Certainly we have to give our children and grandchildren a realistic hope for the future. But that hope has to be grounded in reality, a reality that we are all invested in.

 

From Phyllis:

Tod, I spent some time in that same Facebook group on Tuesday, after learning of the grand jury’s decision not to indict the officer responsible for Eric Garner’s death. I read again the outpouring of rage, grief, fear, shock, frustration. I also read the expressions of hopelessness and I realized something: the hopelessness frightens me. I’m able to hear and take in all the other emotions because they’re perfectly understandable reactions and I feel the same things myself, and also because I’ve practiced sitting with intense emotions around race. But when Black people say they feel hopeless, I have a sudden, nearly frantic urge to talk them out of it. I noticed the same impulse when I read your first few paragraphs.

I’ve heard this hopelessness expressed before and often it’s related to Whites’ apathy and denial. Black folks have asked me many times what makes me think White people will be willing to leave their comfort zones and work to dismantle the system of advantages that benefits us. Black men in particular have often told me they don’t think it’s ever going to happen. If the majority of White people can’t – or won’t – deal with racism, what will that mean? Maybe that’s why the hopelessness scares me, because it could mean that those who’ve been targeted will finally tire of waiting for the rest of us to shake off our apathy and arise with them. And then many of my fellow White folks (maybe myself included) will be left behind. The moral and spiritual implications of that are very disturbing.

I imagine this might be a fear that other White people feel sometimes – those who identify as allies and racial justice activists. It’s rare, in my personal experience, to hear Whites express hopelessness, because that’s the same as saying we’ve given up on ourselves. And in these online forums, I see how quickly and passionately Whites remind their Black co-members that they should never give up hope. I think what we’re trying to say is “please don’t give up on us.”
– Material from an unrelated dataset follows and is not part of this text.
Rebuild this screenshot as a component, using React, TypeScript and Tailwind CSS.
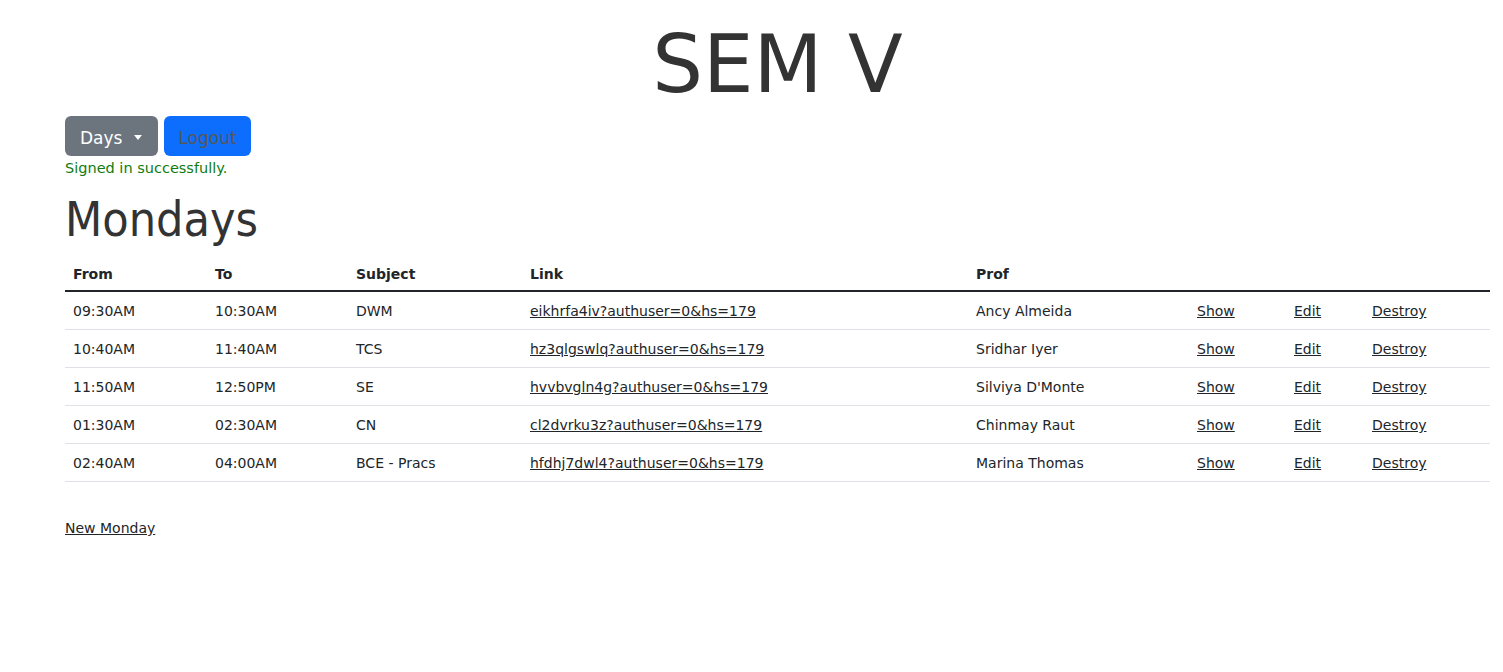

So I’m wondering what White people can do to create hope that things will change - not just in our children’s lifetimes, but in this coming year. What would be specific indications that we are willing to leave our comfort zones and do the hard work of restructuring our institutions? To do those things requires courage and sacrifice. In just the past few weeks, we have heard so many stories of Black people’s courage. We know what Black communities have been deprived of and what Black parents have lost. If we’ve been paying attention at all, we’ve seen the faces of Black men and boys whose lives have been sacrificed to an inhumane system of racist policies. What can we – White allies, social justice activists, racial healers, well-intention White people with good hearts – what can we bring to the table that is of equal weight? What do courage and sacrifice look like for us? What are we willing to give up? What are we willing to risk that meets the level of risk our Black sisters and brothers face every day? Can we respond to what’s happening around the country with actions that generate hope for everyone? Because without hope, it’s very hard to find a way forward.